Spending a night in a converted hacienda is one of the best ways to experience the region’s past. Several haciendas have been transformed into elegant properties offering immersive stays. For a hands-on look at sisal production history, visit Hacienda Sotuta de Peón, where guided tours explain traditional processing methods and include mule-drawn rides through former henequen fields.
Yucatán’s beaches are serene and low-key. Progreso is the state’s principal port and busiest coastal town, with an oceanfront promenade and numerous seafood restaurants. Telchac Puerto offers long stretches of white sand and calm, transparent water — an ideal place to relax and swim.

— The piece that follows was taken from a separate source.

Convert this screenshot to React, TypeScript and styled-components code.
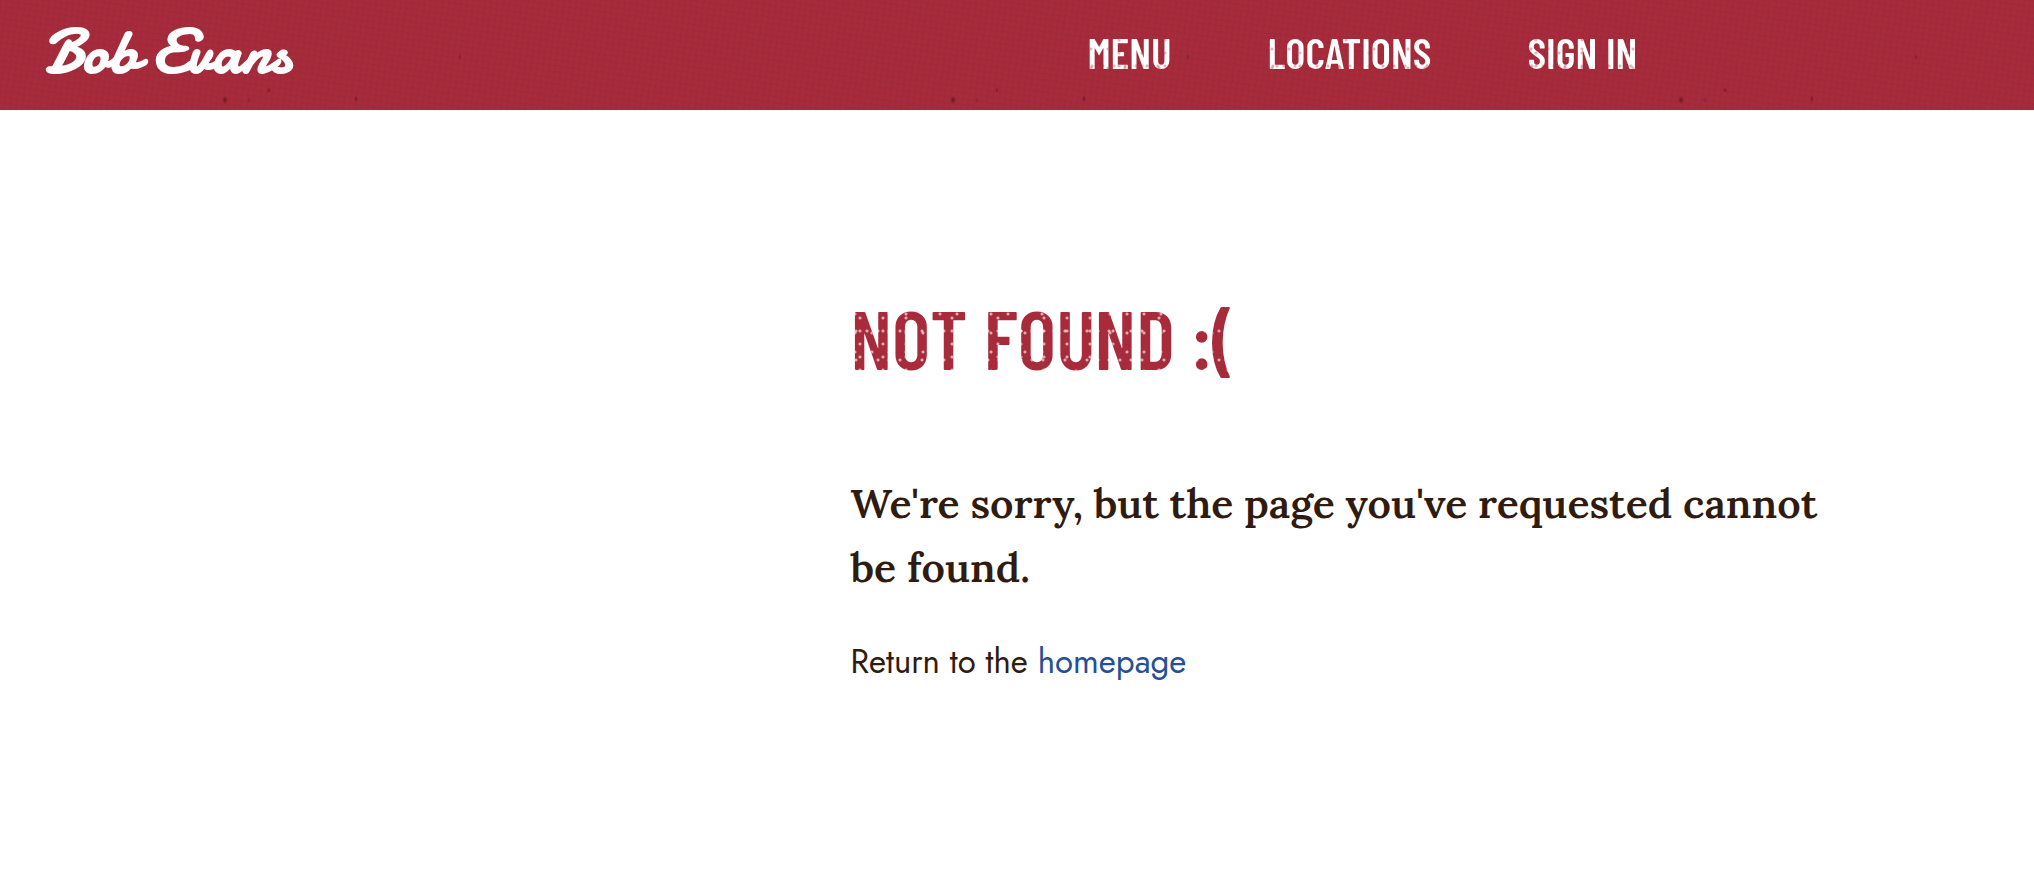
import React from 'react';
import styled, { createGlobalStyle, css } from 'styled-components';

const colors = {
  red: '#a82b3b',
  brown: '#2f1b10',
  blue: '#264f95',
  white: '#ffffff',
};

const fonts = {
  stamp: '"Barlow Condensed", "Open Sans Condensed", "Roboto Condensed", sans-serif',
  script: 'Damion, "Kaushan Script", Lato, cursive',
  serif: 'Lora, "Noto Serif", "Liberation Serif", serif',
  sans: 'Jost, Lato, sans-serif',
};

const GlobalStyle = createGlobalStyle`
  *, *::before, *::after { box-sizing: border-box; }
  body { margin: 0; background: ${colors.white}; color: ${colors.brown}; }
`;

/* Worn ink: specks in tiles of unequal size, so that the pattern does not visibly repeat. */
const wornInk = css<{ $ink: string; $speck: string }>`
  color: transparent;
  background-color: ${p => p.$ink};
  background-image:
    radial-gradient(circle at 4px 6px, ${p => p.$speck} 1px, transparent 2px),
    radial-gradient(circle at 9px 3px, ${p => p.$speck} 1px, transparent 2px),
    radial-gradient(circle at 5px 13px, ${p => p.$speck} 1px, transparent 2px);
  background-size: 17px 19px, 23px 13px, 11px 29px;
  -webkit-background-clip: text;
  background-clip: text;
`;

const Header = styled.header`
  display: flex;
  align-items: center;
  justify-content: space-between;
  min-height: 110px;
  padding: 0 19.5% 6px 44px;
  background-color: ${colors.red};
  background-image:
    radial-gradient(ellipse 3px 4px at 225px 100px, rgba(70, 15, 22, 0.7), transparent),
    radial-gradient(ellipse 2px 3px at 269px 90px, rgba(70, 15, 22, 0.5), transparent),
    radial-gradient(ellipse 2px 3px at 249px 100px, rgba(70, 15, 22, 0.3), transparent),
    radial-gradient(ellipse 2px 4px at 356px 99px, rgba(70, 15, 22, 0.5), transparent),
    radial-gradient(ellipse 2px 4px at 460px 57px, rgba(70, 15, 22, 0.3), transparent),
    repeating-linear-gradient(98deg, rgba(80, 30, 50, 0.06) 0 2px, transparent 2px 6px),
    repeating-linear-gradient(8deg, rgba(80, 30, 50, 0.06) 0 2px, transparent 2px 6px);
  background-size: 728px 110px, 728px 110px, 728px 110px, 728px 110px, 728px 110px, auto, auto;
`;

const Logo = styled.a`
  color: ${colors.white};
  font: 700 63px/72px ${fonts.script};
  text-decoration: none;
  white-space: nowrap;
`;

const Nav = styled.nav`
  display: flex;
  gap: 96px;
`;

const NavLink = styled.a<{ $ink: string; $speck: string }>`
  font: 600 43px/56px ${fonts.stamp};
  text-decoration: none;
  text-transform: uppercase;
  white-space: nowrap;
  ${wornInk}
`;

const Main = styled.main`
  display: grid;
  grid-template-columns: minmax(0, 5fr) minmax(0, 6fr) minmax(0, 1fr);
  padding: 179px 0 160px;
`;

const Message = styled.section`
  grid-column: 2;
  padding: 0 3px;
`;

const Title = styled.h1<{ $ink: string; $speck: string }>`
  width: fit-content;
  margin: 0 0 86px;
  font: 600 82px/96px ${fonts.stamp};
  text-transform: uppercase;
  ${wornInk}
`;

const Apology = styled.h2`
  margin: 0 0 39px;
  font: 600 41px/64px ${fonts.serif};
`;

const Hint = styled.p`
  margin: 0;
  font: 400 33px/48px ${fonts.sans};
`;

const TextLink = styled.a`
  color: ${colors.blue};
  text-decoration: none;
`;

const links = ['Menu', 'Locations', 'Sign In'];

export default function App() {
  return (
    <>
      <GlobalStyle />
      <Header>
        <Logo href="/">Bob Evans</Logo>
        <Nav>
          {links.map(label => (
            <NavLink
              key={label}
              href={`/${label.toLowerCase().replace(' ', '-')}`}
              $ink={colors.white}
              $speck="rgba(167, 43, 59, 0.35)"
            >
              {label}
            </NavLink>
          ))}
        </Nav>
      </Header>
      <Main>
        <Message>
          <Title $ink={colors.red} $speck="rgba(255, 255, 255, 0.6)">
            Not Found :(
          </Title>
          <Apology>We're sorry, but the page you've requested cannot be found.</Apology>
          <Hint>
            Return to the <TextLink href="/">homepage</TextLink>
          </Hint>
        </Message>
      </Main>
    </>
  );
}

Coastal ecological reserves protect important habitats. Celestún’s estuary shelters large populations of flamingos and other waterbirds; guided boat tours through mangroves reveal abundant wildlife and include opportunities for refreshing swims in spring-fed waters. Río Lagartos, part of a designated biosphere reserve, is renowned for its birdlife, including a substantial flamingo colony and many other species.
Cenotes are a hallmark of the Yucatán experience. Many cenotes are open for swimming and exploration: Hacienda Sotuta de Peón offers a hidden cave cenote as part of its tour, Dzibilchaltún contains a swimmable aboveground cenote, and Ik Kil, near Chichén Itzá, is a dramatic open cenote accessed by a long stairway down to clear water.
INFO TO GO
Mérida’s Manuel Crescencio Rejón International Airport (MID) lies under 10 miles from the city center. The airport offers basic amenities, an information desk and car rental services. Buses to town run on limited schedules; taxis to the central area are usually affordable. For convenient sightseeing, Turibus double-decker tours provide guided routes and multiple-stop options for exploring Mérida.